В детстве и юности Зинаида Серебрякова была щедро
обласкана Фортуной, и это дало ей силы в зрелые и поздние годы
достойно претерпеть жестокую немилость истории. Принадлежать к
большому дружному клану, где создавалось и культивировалось
искусство, с самого рождения (1884 год) попасть в семейную
среду, исключительно благоприятную для развития живописного
таланта - что это, как не царский подарок судьбы, о каком и
мечтать не каждый отважится!
 
Три породнившихся фамилии выходцев из Италии и Франции
- Кавосы, Бенуа, Лансере - дали России такое обилие талантливых
архитекторов и художников, что его можно описать как
удивительное явление в истории мирового изобразительного
искусства.
 
Отец будущей художницы - известный скульптор-анималист
Евгений Евгеньевич Лансере. Мать, Екатерина Николаевна Бенуа, -
недурная портретистка. Дед по матери - незаурядный архитектор
Николай Леонтьевич Бенуа. Дядя по матери - знаменитый
живописец, искусствовед и мемуарист Александр Николаевич Бенуа,
один из основателей "Мира искусства". А еще один представитель
этого клана Евгений Евгеньевич Лансере - родной брат Зинаиды.

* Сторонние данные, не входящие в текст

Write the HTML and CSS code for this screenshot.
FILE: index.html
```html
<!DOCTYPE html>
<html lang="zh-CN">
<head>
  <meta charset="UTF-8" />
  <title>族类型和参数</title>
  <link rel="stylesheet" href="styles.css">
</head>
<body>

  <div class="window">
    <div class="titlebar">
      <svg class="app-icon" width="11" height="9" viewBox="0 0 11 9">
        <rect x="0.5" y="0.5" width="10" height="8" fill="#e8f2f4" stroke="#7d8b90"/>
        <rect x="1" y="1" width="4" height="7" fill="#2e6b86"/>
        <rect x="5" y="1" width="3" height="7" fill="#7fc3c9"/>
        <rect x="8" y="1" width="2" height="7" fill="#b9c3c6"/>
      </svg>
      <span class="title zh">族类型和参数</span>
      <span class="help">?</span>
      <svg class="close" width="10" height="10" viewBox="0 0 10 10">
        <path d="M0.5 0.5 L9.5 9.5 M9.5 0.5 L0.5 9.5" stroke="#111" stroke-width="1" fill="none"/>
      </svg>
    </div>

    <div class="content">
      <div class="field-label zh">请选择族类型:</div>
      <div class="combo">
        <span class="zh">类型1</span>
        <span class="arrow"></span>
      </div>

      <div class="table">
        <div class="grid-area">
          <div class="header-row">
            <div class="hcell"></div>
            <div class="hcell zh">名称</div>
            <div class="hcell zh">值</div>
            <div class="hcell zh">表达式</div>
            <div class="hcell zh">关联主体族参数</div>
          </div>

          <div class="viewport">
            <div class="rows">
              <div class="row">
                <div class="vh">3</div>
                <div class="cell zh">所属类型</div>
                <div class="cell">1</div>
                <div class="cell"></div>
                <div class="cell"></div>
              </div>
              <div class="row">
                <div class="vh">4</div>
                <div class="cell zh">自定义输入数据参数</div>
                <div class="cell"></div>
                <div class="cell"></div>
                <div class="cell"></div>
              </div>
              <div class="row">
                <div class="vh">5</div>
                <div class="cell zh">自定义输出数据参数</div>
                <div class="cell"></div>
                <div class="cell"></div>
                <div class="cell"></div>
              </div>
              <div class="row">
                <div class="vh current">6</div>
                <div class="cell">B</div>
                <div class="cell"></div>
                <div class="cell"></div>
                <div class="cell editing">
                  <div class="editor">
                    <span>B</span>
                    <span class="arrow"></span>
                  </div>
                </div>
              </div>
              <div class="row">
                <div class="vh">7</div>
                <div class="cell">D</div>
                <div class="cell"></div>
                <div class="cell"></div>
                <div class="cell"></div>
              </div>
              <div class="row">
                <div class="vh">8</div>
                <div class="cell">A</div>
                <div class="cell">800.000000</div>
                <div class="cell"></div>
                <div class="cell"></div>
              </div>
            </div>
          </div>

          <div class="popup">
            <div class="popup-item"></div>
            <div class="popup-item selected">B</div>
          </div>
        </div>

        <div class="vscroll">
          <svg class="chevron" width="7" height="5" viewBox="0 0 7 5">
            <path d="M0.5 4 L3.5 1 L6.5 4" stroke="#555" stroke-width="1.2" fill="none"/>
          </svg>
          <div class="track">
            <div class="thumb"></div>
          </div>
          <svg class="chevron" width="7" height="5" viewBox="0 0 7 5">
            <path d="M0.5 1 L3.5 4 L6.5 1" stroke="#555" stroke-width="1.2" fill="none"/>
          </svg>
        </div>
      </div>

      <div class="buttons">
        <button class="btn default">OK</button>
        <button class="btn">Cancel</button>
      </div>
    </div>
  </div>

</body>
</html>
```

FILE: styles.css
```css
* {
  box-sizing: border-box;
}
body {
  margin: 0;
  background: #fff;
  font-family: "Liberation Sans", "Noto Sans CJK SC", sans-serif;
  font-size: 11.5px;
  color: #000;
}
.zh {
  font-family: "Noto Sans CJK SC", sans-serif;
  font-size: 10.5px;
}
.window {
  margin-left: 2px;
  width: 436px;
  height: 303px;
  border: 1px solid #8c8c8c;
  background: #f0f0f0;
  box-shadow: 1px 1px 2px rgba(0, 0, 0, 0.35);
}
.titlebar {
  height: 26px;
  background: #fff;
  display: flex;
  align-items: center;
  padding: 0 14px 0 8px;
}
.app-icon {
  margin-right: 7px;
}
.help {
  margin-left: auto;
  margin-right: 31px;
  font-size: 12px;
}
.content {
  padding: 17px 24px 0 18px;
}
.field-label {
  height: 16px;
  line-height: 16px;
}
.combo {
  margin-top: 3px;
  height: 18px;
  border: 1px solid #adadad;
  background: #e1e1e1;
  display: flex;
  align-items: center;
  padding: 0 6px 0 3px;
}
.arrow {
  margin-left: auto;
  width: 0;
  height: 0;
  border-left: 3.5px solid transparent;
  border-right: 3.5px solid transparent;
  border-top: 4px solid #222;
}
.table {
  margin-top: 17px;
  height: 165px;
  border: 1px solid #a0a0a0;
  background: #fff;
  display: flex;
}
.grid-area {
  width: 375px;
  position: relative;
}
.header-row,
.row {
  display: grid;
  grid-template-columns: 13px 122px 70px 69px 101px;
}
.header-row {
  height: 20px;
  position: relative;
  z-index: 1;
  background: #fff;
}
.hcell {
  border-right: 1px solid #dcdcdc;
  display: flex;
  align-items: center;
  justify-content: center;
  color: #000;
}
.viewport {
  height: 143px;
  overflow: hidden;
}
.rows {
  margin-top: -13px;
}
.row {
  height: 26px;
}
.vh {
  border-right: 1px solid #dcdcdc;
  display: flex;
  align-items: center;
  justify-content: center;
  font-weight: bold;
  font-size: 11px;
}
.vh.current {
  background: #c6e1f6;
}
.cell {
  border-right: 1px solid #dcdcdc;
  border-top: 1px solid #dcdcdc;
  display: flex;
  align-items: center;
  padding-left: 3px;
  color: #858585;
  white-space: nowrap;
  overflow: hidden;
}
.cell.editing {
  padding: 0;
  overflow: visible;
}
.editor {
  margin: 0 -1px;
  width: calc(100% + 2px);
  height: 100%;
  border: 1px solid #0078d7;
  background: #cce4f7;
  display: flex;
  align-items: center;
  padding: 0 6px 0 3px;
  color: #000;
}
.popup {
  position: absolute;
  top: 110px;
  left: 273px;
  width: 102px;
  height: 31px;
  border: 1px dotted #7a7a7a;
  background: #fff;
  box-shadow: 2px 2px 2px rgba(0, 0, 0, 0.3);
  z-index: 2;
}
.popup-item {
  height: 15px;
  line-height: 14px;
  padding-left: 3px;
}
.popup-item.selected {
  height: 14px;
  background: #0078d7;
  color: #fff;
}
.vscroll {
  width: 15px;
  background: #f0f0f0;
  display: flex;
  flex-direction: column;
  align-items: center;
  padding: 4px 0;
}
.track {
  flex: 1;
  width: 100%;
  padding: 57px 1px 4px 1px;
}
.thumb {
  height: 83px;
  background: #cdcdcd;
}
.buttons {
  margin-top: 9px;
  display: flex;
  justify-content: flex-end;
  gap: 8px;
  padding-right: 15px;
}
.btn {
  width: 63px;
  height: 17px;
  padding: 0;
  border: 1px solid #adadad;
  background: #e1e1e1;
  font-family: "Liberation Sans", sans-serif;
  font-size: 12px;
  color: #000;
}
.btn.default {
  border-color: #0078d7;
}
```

Впрочем, перечисление всех ее одаренных родственников заняло бы
слишком много места.
 
Многочисленное семейство Лансере-Бенуа жило и дышало
искусством. Искусство здесь переходило в форму существования. В
родительском доме Зины Лансере обитали рояль, фисгармония,
виолончель и скрипка. Здесь все без исключения музицировали.

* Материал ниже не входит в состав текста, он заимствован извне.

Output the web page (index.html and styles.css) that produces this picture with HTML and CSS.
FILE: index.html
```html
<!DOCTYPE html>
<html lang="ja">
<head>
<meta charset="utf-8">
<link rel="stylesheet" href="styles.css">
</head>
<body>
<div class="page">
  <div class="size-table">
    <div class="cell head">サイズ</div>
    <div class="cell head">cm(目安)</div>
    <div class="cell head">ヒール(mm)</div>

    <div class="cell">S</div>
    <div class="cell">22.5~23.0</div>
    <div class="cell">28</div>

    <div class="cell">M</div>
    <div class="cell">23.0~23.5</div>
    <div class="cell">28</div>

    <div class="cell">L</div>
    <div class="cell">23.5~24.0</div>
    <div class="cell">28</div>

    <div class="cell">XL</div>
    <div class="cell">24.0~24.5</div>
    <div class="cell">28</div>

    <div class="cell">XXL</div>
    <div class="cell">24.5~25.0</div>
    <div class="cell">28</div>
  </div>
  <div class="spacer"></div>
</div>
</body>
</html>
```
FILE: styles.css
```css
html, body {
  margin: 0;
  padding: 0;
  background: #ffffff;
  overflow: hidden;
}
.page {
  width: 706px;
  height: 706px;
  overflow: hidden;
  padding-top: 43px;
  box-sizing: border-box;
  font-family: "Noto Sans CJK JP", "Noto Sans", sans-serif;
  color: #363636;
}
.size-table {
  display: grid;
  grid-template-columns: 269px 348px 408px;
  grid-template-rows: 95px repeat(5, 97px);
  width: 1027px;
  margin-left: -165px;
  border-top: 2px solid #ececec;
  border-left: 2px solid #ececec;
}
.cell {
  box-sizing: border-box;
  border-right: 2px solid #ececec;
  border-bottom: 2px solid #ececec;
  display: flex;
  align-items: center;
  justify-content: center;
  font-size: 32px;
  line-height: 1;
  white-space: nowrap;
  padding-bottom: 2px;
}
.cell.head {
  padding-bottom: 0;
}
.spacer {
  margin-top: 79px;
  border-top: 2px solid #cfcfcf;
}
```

Как во многих интеллигентных домах Петербурга, здесь обожали
театр, и каждый праздник - семейный или религиозный - радовал
его участников собственным театрализованным действом или
какой-нибудь забавной затеей. А посещение оперных,
драматических и балетных спектаклей - это уж само собой
разумеется!
 
Да не подумает читатель, что в семье Лансере
праздничность была отождествлена с праздностью! Здесь не только
любили искусство, но - главное - творили его. Творили в
ежедневном труде, упорно совершенствуясь в профессиональном
мастерстве. Для всех Лансере-Бенуа работа была не проклятой
обязанностью, а увлекательным способом самоосуществления. У
гимназистки Зины Лансере не было ни дня, когда ее альбом не
пополнился бы рисунком или наброском.
 
Особенно увлеченно и много работает она в имении матери
Нескучном (вот уж говорящее название!), расположенном на
границе Курской и Харьковской губерний. Здесь юной рисовальщице
живется хорошо как нигде. На фотоснимках тех лет Зина Лансере
предстает вместе с деревенскими ребятишками, а еще в окружении
родственников, прислуги, мужиков и баб. Эту ее сельскую жизнь
можно было бы назвать буколической, если бы она не проходила в
работе. Зина не расстается с красками и карандашами. Она рисует
все, что видит в своем Нескучном мирке,- сад, поле, кур, детей,
крестьянок... В юношеских зарисовках и акварелях уже проступает
то, что пленяет в зрелых работах Серебряковой,- свежесть
взгляда на живой мир и врожденная любовь к нему.
 
Зинаида Лансере не ограничивается домашним освоением
любимого ремесла. По окончании гимназии она посещала
художественную школу знаменитой княгини М.К. Тенишевой, немало
сделавшей для процветания русской культуры. Здесь занятия
продолжались всего лишь месяц- школа закрылась. Затем полтора
года Зина учится рисунку в студии О.Э. Браза.
 
А как быть дальше? Девушка оказывается перед первым в
ее жизни трудным выбором, типичным для талантливых женщин
двадцатого века,- стремиться к настоящему профессионализму или
остаться дилетанткой, надеясь на возможное семейное счастье.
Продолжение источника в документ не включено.